_Exercise details_
Lines containing the word "with" are the ones to copy from the records below.

_Record excerpts_
────────

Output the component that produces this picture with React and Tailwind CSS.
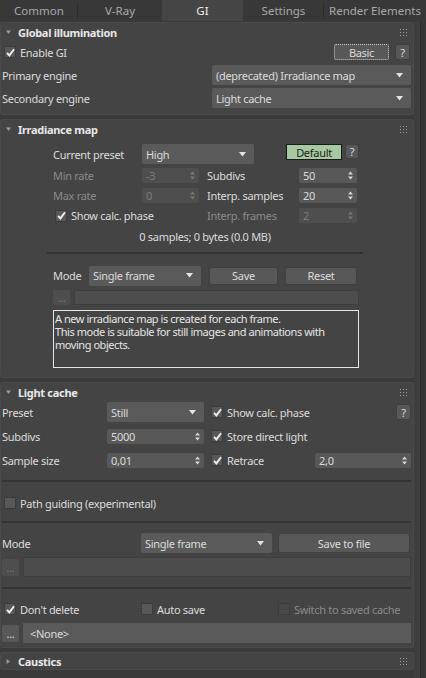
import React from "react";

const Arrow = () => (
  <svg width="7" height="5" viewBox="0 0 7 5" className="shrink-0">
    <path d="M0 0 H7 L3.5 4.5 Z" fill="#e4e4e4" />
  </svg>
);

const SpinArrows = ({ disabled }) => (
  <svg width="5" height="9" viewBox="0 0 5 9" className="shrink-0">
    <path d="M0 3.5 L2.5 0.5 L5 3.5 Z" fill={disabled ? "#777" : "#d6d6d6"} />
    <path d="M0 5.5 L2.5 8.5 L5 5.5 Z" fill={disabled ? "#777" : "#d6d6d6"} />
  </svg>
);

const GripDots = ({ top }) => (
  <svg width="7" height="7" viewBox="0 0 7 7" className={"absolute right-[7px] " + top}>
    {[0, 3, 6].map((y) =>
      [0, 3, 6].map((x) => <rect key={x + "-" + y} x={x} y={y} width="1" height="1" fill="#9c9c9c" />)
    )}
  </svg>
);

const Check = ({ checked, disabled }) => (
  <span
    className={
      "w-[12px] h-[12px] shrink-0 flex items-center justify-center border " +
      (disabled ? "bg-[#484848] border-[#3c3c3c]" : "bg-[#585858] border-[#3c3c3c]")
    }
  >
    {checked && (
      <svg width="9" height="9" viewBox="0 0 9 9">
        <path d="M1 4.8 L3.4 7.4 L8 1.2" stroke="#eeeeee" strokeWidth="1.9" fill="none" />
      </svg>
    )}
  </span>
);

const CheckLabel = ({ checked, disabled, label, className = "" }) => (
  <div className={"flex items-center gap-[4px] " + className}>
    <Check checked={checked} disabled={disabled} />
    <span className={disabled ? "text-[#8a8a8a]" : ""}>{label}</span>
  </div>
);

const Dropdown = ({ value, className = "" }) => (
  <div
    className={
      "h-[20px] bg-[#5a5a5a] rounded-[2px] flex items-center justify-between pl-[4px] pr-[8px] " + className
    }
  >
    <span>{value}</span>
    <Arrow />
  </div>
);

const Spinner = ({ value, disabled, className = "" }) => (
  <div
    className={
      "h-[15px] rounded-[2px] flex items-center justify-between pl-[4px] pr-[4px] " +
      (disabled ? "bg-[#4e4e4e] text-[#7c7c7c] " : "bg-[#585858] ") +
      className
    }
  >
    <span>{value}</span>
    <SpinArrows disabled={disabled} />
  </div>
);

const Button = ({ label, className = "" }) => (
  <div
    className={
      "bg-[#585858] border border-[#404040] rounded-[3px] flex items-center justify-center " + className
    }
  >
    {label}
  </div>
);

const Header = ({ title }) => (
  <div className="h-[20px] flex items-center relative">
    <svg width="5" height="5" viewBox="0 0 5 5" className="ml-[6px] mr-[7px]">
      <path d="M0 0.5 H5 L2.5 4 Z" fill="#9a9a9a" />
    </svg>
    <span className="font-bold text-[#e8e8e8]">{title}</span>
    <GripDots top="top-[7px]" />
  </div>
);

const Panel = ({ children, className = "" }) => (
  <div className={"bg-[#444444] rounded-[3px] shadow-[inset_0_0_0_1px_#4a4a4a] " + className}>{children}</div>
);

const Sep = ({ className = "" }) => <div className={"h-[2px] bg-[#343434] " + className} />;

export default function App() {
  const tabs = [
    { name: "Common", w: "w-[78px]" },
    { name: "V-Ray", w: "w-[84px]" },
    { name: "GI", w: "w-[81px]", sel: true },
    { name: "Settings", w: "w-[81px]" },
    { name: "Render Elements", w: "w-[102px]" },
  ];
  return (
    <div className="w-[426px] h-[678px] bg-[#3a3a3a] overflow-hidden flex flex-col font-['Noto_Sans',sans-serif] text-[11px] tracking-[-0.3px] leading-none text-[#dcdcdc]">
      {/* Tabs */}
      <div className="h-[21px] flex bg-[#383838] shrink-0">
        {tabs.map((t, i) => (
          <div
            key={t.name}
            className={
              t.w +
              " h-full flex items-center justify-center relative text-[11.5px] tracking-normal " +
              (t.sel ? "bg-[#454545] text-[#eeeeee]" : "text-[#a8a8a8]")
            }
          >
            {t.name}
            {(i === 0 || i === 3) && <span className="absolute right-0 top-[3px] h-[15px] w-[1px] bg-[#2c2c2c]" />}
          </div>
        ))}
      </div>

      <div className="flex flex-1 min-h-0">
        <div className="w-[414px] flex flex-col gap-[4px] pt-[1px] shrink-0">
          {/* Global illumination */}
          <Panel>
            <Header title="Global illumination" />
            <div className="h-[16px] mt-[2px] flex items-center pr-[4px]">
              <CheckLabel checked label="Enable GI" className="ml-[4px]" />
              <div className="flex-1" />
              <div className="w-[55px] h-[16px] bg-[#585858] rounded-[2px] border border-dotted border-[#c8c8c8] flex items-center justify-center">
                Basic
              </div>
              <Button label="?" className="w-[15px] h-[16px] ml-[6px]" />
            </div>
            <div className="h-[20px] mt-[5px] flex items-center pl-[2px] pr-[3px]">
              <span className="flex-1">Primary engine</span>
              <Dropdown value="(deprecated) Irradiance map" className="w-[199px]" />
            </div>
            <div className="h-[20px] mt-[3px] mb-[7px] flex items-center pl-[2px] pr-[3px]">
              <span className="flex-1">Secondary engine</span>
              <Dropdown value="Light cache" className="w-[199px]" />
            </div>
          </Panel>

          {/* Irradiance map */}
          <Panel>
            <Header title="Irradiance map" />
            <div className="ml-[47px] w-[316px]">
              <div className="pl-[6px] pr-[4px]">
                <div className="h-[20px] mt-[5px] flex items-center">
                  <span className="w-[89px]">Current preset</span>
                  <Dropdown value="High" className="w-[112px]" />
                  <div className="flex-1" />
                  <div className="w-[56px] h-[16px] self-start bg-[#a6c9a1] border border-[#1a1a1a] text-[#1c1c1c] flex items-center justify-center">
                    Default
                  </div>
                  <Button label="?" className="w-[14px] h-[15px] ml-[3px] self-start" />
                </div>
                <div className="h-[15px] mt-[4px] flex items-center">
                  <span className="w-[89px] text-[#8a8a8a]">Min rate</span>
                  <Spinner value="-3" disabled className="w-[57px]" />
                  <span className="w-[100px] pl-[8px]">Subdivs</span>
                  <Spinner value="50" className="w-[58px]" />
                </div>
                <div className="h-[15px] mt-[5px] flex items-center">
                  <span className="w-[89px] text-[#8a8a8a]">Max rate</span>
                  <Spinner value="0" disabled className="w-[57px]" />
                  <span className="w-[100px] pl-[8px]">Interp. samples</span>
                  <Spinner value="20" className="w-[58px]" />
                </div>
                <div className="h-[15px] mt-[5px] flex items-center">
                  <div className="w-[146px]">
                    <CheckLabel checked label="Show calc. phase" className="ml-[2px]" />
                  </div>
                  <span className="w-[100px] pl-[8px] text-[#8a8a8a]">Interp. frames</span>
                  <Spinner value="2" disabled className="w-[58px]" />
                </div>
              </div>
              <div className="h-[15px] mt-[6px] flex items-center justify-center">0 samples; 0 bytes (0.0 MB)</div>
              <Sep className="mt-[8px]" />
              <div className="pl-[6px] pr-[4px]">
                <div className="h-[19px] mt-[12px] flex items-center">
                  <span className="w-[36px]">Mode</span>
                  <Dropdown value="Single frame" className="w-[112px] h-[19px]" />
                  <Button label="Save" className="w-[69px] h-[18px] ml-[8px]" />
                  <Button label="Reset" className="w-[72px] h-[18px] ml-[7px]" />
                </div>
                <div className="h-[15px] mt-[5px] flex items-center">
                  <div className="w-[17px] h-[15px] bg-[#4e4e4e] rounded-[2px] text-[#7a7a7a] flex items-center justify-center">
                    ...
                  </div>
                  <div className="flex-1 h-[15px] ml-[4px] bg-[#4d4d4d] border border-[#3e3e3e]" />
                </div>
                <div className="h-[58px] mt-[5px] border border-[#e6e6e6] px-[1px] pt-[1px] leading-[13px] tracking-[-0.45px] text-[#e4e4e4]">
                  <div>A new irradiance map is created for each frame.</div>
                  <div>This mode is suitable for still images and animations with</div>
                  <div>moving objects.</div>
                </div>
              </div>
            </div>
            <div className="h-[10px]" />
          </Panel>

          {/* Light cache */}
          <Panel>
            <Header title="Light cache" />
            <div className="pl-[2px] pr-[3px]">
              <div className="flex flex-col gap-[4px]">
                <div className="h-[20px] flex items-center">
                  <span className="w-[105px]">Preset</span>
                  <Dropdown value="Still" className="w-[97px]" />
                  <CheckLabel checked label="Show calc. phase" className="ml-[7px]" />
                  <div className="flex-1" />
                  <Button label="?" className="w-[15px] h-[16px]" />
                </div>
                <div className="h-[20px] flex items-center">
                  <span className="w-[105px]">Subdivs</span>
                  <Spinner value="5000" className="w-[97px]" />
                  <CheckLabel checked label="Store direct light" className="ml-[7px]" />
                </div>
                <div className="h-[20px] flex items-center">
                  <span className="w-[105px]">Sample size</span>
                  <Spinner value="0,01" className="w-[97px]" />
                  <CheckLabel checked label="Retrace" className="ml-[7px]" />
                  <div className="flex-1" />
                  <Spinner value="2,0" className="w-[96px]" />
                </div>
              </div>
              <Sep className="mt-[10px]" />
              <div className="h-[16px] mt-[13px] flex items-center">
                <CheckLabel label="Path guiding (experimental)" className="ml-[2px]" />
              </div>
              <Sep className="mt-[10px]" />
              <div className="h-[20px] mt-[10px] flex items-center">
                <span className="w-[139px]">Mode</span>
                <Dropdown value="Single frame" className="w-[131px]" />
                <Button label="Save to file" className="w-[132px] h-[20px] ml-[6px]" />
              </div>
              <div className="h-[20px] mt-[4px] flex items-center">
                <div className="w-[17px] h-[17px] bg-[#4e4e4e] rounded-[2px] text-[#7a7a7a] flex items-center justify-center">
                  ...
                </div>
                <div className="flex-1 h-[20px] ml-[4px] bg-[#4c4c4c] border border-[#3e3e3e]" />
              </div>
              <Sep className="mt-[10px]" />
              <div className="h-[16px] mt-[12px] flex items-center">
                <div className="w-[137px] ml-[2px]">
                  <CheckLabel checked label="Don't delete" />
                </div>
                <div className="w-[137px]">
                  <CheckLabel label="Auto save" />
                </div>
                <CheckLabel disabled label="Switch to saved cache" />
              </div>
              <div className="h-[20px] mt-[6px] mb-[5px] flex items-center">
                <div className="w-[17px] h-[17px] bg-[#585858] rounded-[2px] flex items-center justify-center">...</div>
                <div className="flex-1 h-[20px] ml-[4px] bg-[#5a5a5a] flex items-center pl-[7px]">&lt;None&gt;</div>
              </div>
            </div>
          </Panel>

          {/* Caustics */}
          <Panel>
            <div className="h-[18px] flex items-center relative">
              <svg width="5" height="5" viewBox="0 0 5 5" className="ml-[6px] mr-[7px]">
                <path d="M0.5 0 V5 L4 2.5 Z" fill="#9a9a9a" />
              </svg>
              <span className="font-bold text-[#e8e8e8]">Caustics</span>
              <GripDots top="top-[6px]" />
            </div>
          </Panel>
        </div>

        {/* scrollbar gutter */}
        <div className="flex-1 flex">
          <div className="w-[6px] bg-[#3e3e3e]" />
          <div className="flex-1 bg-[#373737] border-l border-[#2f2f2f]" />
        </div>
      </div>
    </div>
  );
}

────────

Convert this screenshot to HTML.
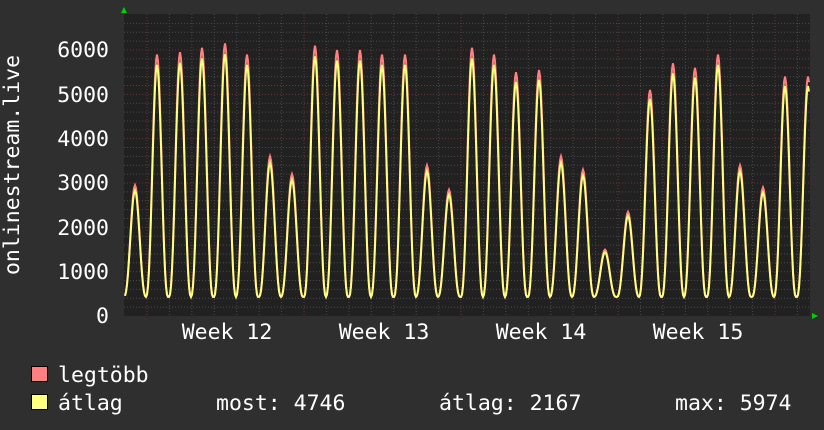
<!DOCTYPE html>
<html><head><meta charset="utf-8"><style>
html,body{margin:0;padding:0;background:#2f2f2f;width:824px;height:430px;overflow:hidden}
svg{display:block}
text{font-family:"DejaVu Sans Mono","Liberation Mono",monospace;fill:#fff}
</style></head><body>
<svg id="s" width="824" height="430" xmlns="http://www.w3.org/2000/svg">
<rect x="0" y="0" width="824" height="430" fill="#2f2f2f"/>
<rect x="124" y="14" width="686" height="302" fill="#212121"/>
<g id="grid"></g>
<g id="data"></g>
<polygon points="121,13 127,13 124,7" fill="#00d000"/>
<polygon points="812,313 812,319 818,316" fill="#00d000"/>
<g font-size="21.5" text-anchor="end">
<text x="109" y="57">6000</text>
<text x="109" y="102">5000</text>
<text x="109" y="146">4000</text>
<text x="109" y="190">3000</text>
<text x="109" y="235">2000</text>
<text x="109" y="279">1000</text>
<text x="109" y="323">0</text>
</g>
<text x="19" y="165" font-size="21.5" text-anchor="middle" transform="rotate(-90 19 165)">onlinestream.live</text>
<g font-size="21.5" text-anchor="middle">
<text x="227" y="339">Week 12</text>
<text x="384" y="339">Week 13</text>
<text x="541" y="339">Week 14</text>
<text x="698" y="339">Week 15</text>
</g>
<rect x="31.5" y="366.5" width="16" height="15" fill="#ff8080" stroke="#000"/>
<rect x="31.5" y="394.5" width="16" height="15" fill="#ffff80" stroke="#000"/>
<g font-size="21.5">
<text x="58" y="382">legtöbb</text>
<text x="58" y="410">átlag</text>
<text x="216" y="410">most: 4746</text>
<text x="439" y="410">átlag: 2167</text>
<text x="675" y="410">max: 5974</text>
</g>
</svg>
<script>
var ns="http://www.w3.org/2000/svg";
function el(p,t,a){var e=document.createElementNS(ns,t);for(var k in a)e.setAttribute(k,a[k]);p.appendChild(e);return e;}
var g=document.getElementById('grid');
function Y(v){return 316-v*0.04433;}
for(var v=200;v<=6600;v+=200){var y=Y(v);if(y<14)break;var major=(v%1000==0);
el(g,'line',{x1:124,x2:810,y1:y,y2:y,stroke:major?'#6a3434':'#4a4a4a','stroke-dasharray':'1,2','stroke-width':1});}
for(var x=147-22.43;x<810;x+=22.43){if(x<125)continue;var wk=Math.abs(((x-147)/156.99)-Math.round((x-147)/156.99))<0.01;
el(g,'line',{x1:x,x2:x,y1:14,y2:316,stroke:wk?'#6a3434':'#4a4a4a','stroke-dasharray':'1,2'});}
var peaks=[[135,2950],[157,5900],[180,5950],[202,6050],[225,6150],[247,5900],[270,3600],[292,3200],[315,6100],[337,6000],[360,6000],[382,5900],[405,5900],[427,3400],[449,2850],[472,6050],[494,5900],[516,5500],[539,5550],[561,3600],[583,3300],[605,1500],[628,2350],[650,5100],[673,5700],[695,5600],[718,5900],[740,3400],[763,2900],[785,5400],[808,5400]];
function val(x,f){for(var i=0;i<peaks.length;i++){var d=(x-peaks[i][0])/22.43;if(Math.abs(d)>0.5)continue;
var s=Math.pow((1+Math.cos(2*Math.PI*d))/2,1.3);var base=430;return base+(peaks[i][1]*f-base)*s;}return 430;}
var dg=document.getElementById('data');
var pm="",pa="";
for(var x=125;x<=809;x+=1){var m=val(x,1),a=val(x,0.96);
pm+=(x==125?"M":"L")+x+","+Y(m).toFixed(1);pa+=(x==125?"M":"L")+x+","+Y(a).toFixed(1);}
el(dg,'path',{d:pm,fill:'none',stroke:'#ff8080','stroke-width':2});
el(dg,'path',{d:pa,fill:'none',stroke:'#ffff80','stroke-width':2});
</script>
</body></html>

────────

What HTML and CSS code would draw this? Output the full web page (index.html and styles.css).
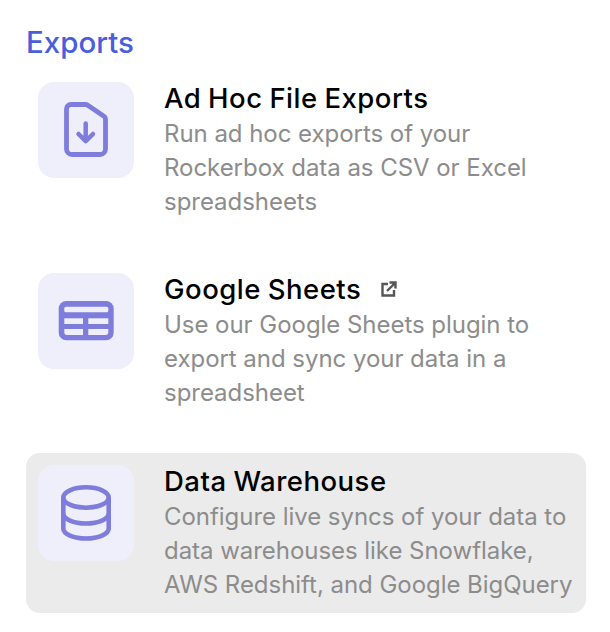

────────

_Solution to this task_
Output the component that produces this picture with React and Tailwind CSS.
                  <div>This mode is suitable for still images and animations with</div>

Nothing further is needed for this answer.